I guess what I would say is we are kind of -- we’re certainly in the middle of BBB+ right now, have a little bit of room but not a lot of room, and we’re committed to remaining at that BBB+ rating. And so as we look at any further debt addition, we keep in mind kind of wanting to stay at that existing credit rating. So, that’s our intent certainly.

Chris Stent

Analyst

Next question is from Joe Buckley of Bank of America Merrill Lynch.

Joe Buckley

Analyst

Two questions, both kind of follow-ups on previous discussions. I’m curious, in your point of view that gap in the food-at-home inflation versus food away-from-normal inflation is part -- or the reason why restaurant sales -- and I’m talking industry-wide, not on McDonald’s are relatively soft. And then secondly going back to the questions on the U.S. future of the experience. If you have the same sheet of what elements you would try to include in that and is the U.S. in particular challenged because the driving [ph] percentages is so high in absolute terms or relative to other markets?

Steve Easterbrook

Analyst

The gap clearly plays a role but it’s not the reason for the broader softening, it’s not the sole reason. So, I think it is an element. But when you are lower average check business like we are, I don’t think that magnifies out the same as if we were a mid scale dining or fine end dining. So, yes it’s probably in the mix but it’s certainly doesn’t explain. I think there are broader macroeconomic issues of consumer confidence and just uncertainty of wage increases, the slight squeeze on discretionary spend with gas prices aging back up and healthcare costs going back up. So, I think those are sort of things that we see affecting customers and basically the spare cash they have in their pocket. Regarding Experience of the Future, I mean one of the great learns we’ve had and particularly with launching so aggressively in Australia over year and a half ago which the main food element was something we described as create your taste and that was an in-store only premium food offering. Now, it worked great but we wanted to find a way that we could take that to our entire customer base.
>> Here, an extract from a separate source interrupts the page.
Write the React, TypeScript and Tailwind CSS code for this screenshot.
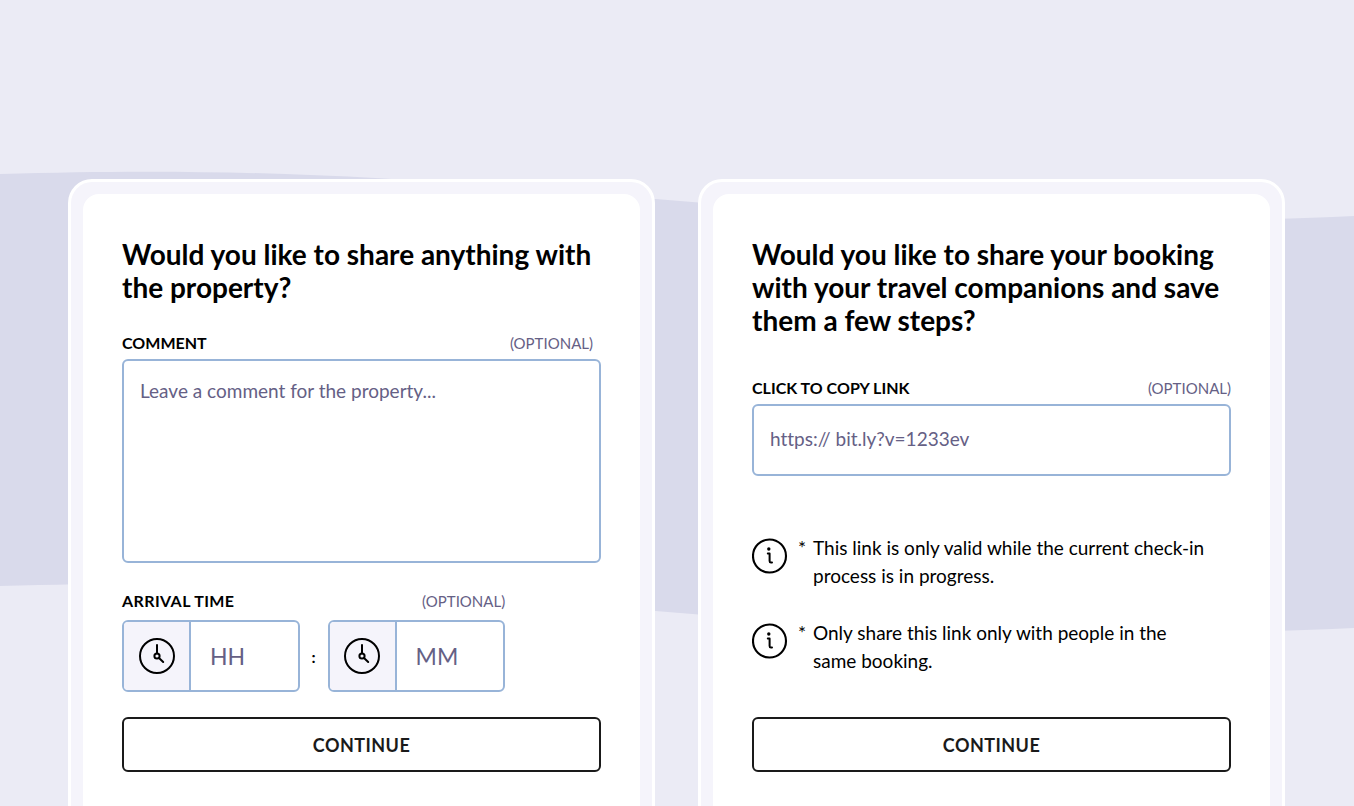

So, with Aussie team we worked on solutions now, what we can now bring. So, we believe there would be food elements customizing premium quality food that we can deliver through both the drive through and in-store. And I think that’s one of the benefits we have of getting those early adopter, in our case going aggressive, learn, bring it back over and localize it and launch it. And so we believe we have a good solution for that.

Chris Stent

Analyst

Last question is from John Ivankoe of JPMorgan.

John Ivankoe

Analyst

Just a couple of follow-ups, if I may, firstly on G&A, I think that Kevin made the comment regarding that you guys have recently -- you brought in some third party consultants that were helping you to thoroughly evaluate the organizational structure. I wondered, do you think there might be some opportunity beyond the previously announced $500 million with some of that work that’s recently coming in? And then secondly, if I may, there have been a lot of conversations on and off regarding your capital budget. What is the direction of CapEx for the business, new units and existing units over 2017 and 2018, if there is an initial direction we can get?

Kevin Ozan

Analyst

Yes, thanks John. Let’s start with the G&A. As you mentioned, we’ve been spending some time certainly as an organization looking through, I’ll say everything, our organization structure, our layers, the way we’ve designed structures et cetera. And for now, what we’ve agreed to is that we’re going and reducing our G&A by just $500 million net. That still allows us to continue investing where we believe we need to, to continue to grow the business. So, we’re very conscious of making sure that we’ve got the right investment levels to be able to strategically still invest in the business. Might there be some opportunity beyond the 500, I guess, I’d say we’re not going to stop looking or stop having the discipline in the organization to continue managing the business appropriately. But there has been a lot of change in the organization in the near-term. And our belief is that for us right now, this is the right level for us to focus on in the near-term. I wouldn’t say that that means we stop and then never kind of manage the business effectively going forward but for us right now the commitment is for the 500. Regarding capital, right now, as you know we’re right around $2 billion. What you may see in the near-term is as we convert some of these countries to development of licensees where we free up some of that capital, some of that maybe redeployed to the U.S. to spend on this Experience of the Future investment that Steve was talking about. So, you could see some reallocation of that capital in the next few years that would effectively keep our capital envelope relatively similar to what it is today. And then once that’s complete, it’s likely to go down after that. But in the near-term, we may reallocate some of the capital that we’ve freed up to spending to accelerate that U.S. Experience of the Future investment.

Chris Stent

Analyst

We’re at the top of the hour, so I’ll turn it over to Steve who has a few closing comments.

Steve Easterbrook

Analyst

Thanks Chris and again thanks to everyone for joining us this morning. In closing, I want to reemphasize our focus on giving people more reasons to visit McDonald’s. We’re committed to creating customer noticeable change across our business especially in the areas of food, experience and value and it’s making a difference. Customer perceptions of McDonald’s are improving and so is our performance. And moving in the right direction, we know there is much more work to do as begin to transition from our turnaround plan to mindset focused on strengthening the business to drive sustainable growth over the long-term. I am encouraged by the progress we’ve made and I’m excited about the opportunities ahead as we begin to reinsert McDonald’s as the global leader of the IEO industry. Thanks to all of you, and have a great day.

Operator

Operator

This concludes McDonald’s Corporation investor conference call. You may now disconnect.